◆ **THE PROBLEM**
Look through the data and write out every line with the word "this" in it.

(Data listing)
━━━━━━━━━━

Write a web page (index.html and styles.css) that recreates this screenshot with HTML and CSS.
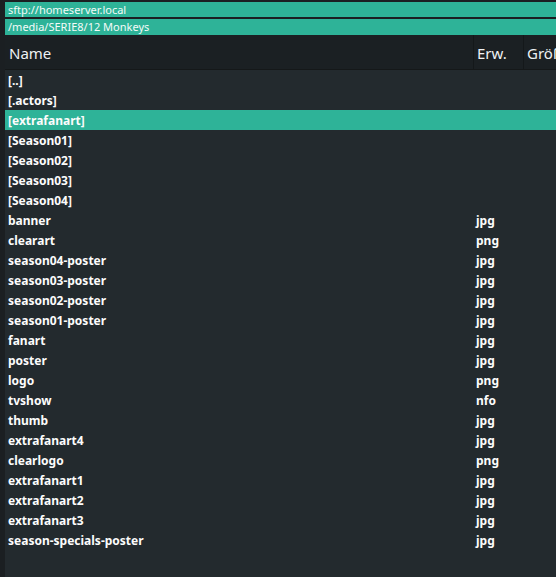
FILE: index.html
```html
<!DOCTYPE html>
<html>
<head>
<meta charset="utf-8">
<link rel="stylesheet" href="styles.css">
</head>
<body>
<div class="pane">
  <div class="bar host">sftp://homeserver.local</div>
  <div class="bar path">/media/SERIE8/12 Monkeys</div>
  <div class="header">
    <div class="col name">Name</div>
    <div class="col ext">Erw.</div>
    <div class="col size">Größe</div>
  </div>
  <div class="list">
    <div class="row"><span class="n">[..]</span><span class="e"></span></div>
    <div class="row"><span class="n">[.actors]</span><span class="e"></span></div>
    <div class="row sel"><span class="n">[extrafanart]</span><span class="e"></span></div>
    <div class="row"><span class="n">[Season01]</span><span class="e"></span></div>
    <div class="row"><span class="n">[Season02]</span><span class="e"></span></div>
    <div class="row"><span class="n">[Season03]</span><span class="e"></span></div>
    <div class="row"><span class="n">[Season04]</span><span class="e"></span></div>
    <div class="row"><span class="n">banner</span><span class="e">jpg</span></div>
    <div class="row"><span class="n">clearart</span><span class="e">png</span></div>
    <div class="row"><span class="n">season04-poster</span><span class="e">jpg</span></div>
    <div class="row"><span class="n">season03-poster</span><span class="e">jpg</span></div>
    <div class="row"><span class="n">season02-poster</span><span class="e">jpg</span></div>
    <div class="row"><span class="n">season01-poster</span><span class="e">jpg</span></div>
    <div class="row"><span class="n">fanart</span><span class="e">jpg</span></div>
    <div class="row"><span class="n">poster</span><span class="e">jpg</span></div>
    <div class="row"><span class="n">logo</span><span class="e">png</span></div>
    <div class="row"><span class="n">tvshow</span><span class="e">nfo</span></div>
    <div class="row"><span class="n">thumb</span><span class="e">jpg</span></div>
    <div class="row"><span class="n">extrafanart4</span><span class="e">jpg</span></div>
    <div class="row"><span class="n">clearlogo</span><span class="e">png</span></div>
    <div class="row"><span class="n">extrafanart1</span><span class="e">jpg</span></div>
    <div class="row"><span class="n">extrafanart2</span><span class="e">jpg</span></div>
    <div class="row"><span class="n">extrafanart3</span><span class="e">jpg</span></div>
    <div class="row"><span class="n">season-specials-poster</span><span class="e">jpg</span></div>
  </div>
</div>
</body>
</html>
```
FILE: styles.css
```css
html, body {
  margin: 0;
  padding: 0;
  height: 100%;
  overflow: hidden;
}
body {
  background: #1b1f22;
  font-family: "Noto Sans", "Open Sans", sans-serif;
  color: #fcfcfc;
  padding: 2px 0 0 5px;
  box-sizing: border-box;
}
.pane {
  display: flex;
  flex-direction: column;
  height: 100%;
}
.bar {
  background: #2eb398;
  color: #f4fbf9;
  font-size: 11px;
  line-height: 15px;
  height: 15px;
  padding-left: 3px;
  white-space: nowrap;
}
.bar.path {
  margin-top: 2px;
  height: 16px;
  line-height: 16px;
}
.header {
  display: flex;
  height: 34px;
  background: #1b2023;
  border-bottom: 1px solid #151819;
  font-size: 15px;
  color: #eef1f3;
  white-space: nowrap;
}
.col {
  display: flex;
  align-items: center;
  padding-left: 4px;
  padding-top: 2px;
  box-sizing: border-box;
  flex-shrink: 0;
}
.col.name {
  width: 468px;
}
.col.ext {
  width: 50px;
  border-left: 1px solid #14181a;
  padding-left: 3px;
}
.col.size {
  flex: 1;
  border-left: 1px solid #14181a;
  padding-left: 3px;
  overflow: hidden;
}
.list {
  flex: 1;
  background: #232a2e;
}
.row {
  display: flex;
  height: 20px;
  box-sizing: border-box;
  padding-top: 2px;
  line-height: 18px;
  font-size: 12px;
  font-weight: 700;
  white-space: nowrap;
}
.row.sel {
  background: #2eb398;
}
.row .n {
  width: 465px;
  padding-left: 3px;
}
.row .e {
  padding-left: 3px;
}
```
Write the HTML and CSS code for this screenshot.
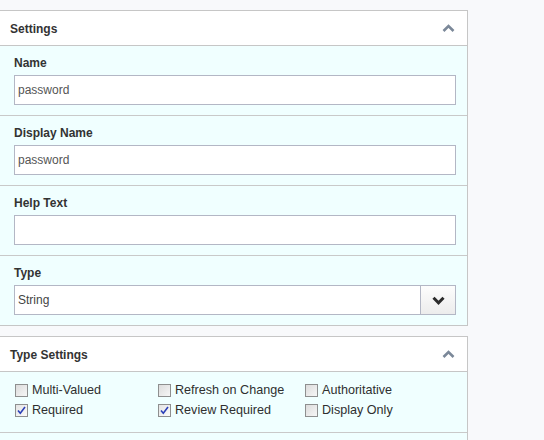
FILE: index.html
```html
<!DOCTYPE html>
<html>
<head>
<meta charset="utf-8">
<link rel="stylesheet" href="styles.css">
</head>
<body>
<div class="panel">
  <div class="panel-head">
    <span class="title">Settings</span>
    <svg class="chev-up" width="13" height="8" viewBox="0 0 13 8"><polyline points="1.5,7 6.5,2 11.5,7" fill="none" stroke="#7b8899" stroke-width="2.6"/></svg>
  </div>
  <div class="panel-body">
    <div class="field">
      <div class="label">Name</div>
      <div class="input">password</div>
    </div>
    <div class="field">
      <div class="label">Display Name</div>
      <div class="input">password</div>
    </div>
    <div class="field">
      <div class="label">Help Text</div>
      <div class="input"></div>
    </div>
    <div class="field">
      <div class="label">Type</div>
      <div class="select">
        <div class="select-value">String</div>
        <div class="select-btn">
          <svg width="13" height="9" viewBox="0 0 13 9"><polyline points="1.5,1.8 6.5,6.8 11.5,1.8" fill="none" stroke="#2b2b2b" stroke-width="3"/></svg>
        </div>
      </div>
    </div>
  </div>
</div>

<div class="panel">
  <div class="panel-head">
    <span class="title">Type Settings</span>
    <svg class="chev-up" width="13" height="8" viewBox="0 0 13 8"><polyline points="1.5,7 6.5,2 11.5,7" fill="none" stroke="#7b8899" stroke-width="2.6"/></svg>
  </div>
  <div class="panel-body">
    <div class="checks">
      <div class="check"><span class="box"></span>Multi-Valued</div>
      <div class="check"><span class="box"></span>Refresh on Change</div>
      <div class="check"><span class="box"></span>Authoritative</div>
      <div class="check"><span class="box checked"><svg width="9" height="9" viewBox="0 0 9 9"><polyline points="1,4.5 3.3,7.2 8,1" fill="none" stroke="#2a3fb8" stroke-width="1.6"/></svg></span>Required</div>
      <div class="check"><span class="box checked"><svg width="9" height="9" viewBox="0 0 9 9"><polyline points="1,4.5 3.3,7.2 8,1" fill="none" stroke="#2a3fb8" stroke-width="1.6"/></svg></span>Review Required</div>
      <div class="check"><span class="box"></span>Display Only</div>
    </div>
    <div class="rest"></div>
  </div>
</div>
</body>
</html>
```
FILE: styles.css
```css
html, body {
  margin: 0;
  padding: 0;
}
body {
  background: #f8f9fb;
  padding-top: 10px;
  font-family: Arial, "Liberation Sans", sans-serif;
  font-size: 12px;
  color: #333;
}
.panel {
  width: 467px;
  border: 1px solid #c6c6c6;
  border-left: none;
  background: #f0ffff;
  margin-bottom: 10px;
}
.panel-head {
  height: 34px;
  background: #fff;
  border-bottom: 1px solid #c6c6c6;
  display: flex;
  align-items: center;
  justify-content: space-between;
  padding: 0 12px 0 10px;
}
.title {
  font-weight: bold;
  font-size: 12px;
  color: #333;
  padding-top: 1px;
}
.chev-up {
  display: block;
  margin-top: -1px;
}
.field {
  padding: 9px 11px 10px 14px;
  border-bottom: 1px solid #c9c9c9;
}
.field:last-child {
  border-bottom: none;
}
.label {
  font-weight: bold;
  height: 16px;
  line-height: 16px;
  margin-bottom: 4px;
  color: #333;
}
.input {
  height: 28px;
  line-height: 28px;
  border: 1px solid #b3b7c5;
  background: #fff;
  padding: 0 3px;
  color: #555;
}
.select {
  display: flex;
  height: 30px;
}
.select-value {
  flex: 1;
  height: 28px;
  line-height: 28px;
  border: 1px solid #b3b7c5;
  border-right: none;
  background: #fff;
  padding: 0 3px;
  color: #444;
}
.select-btn {
  width: 34px;
  height: 28px;
  border: 1px solid #b3b7c5;
  background: linear-gradient(#fdfdfd, #ececec);
  display: flex;
  align-items: center;
  justify-content: center;
}
.select-btn svg {
  display: block;
}
.checks {
  display: grid;
  grid-template-columns: 143px 147px auto;
  padding: 8px 0 12px 15px;
  border-bottom: 1px solid #c9c9c9;
}
.check {
  display: flex;
  align-items: center;
  height: 20px;
  font-size: 12.6px;
  color: #2f2f2f;
}
.box {
  width: 11px;
  height: 11px;
  border: 1px solid #8e8f8f;
  background: linear-gradient(135deg, #dcdcdc, #f6f6f6);
  margin-right: 4px;
  display: flex;
  align-items: center;
  justify-content: center;
  flex: none;
}
.box.checked {
  background: linear-gradient(135deg, #e4e4e4, #fafafa);
}
.box svg {
  display: block;
}
.rest {
  height: 30px;
}
```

━━━━━━━━━━

◆ **OUTPUT OF THE TASK**
Write a web page (index.html and styles.css) that recreates this screenshot with HTML and CSS.
Write the HTML and CSS code for this screenshot.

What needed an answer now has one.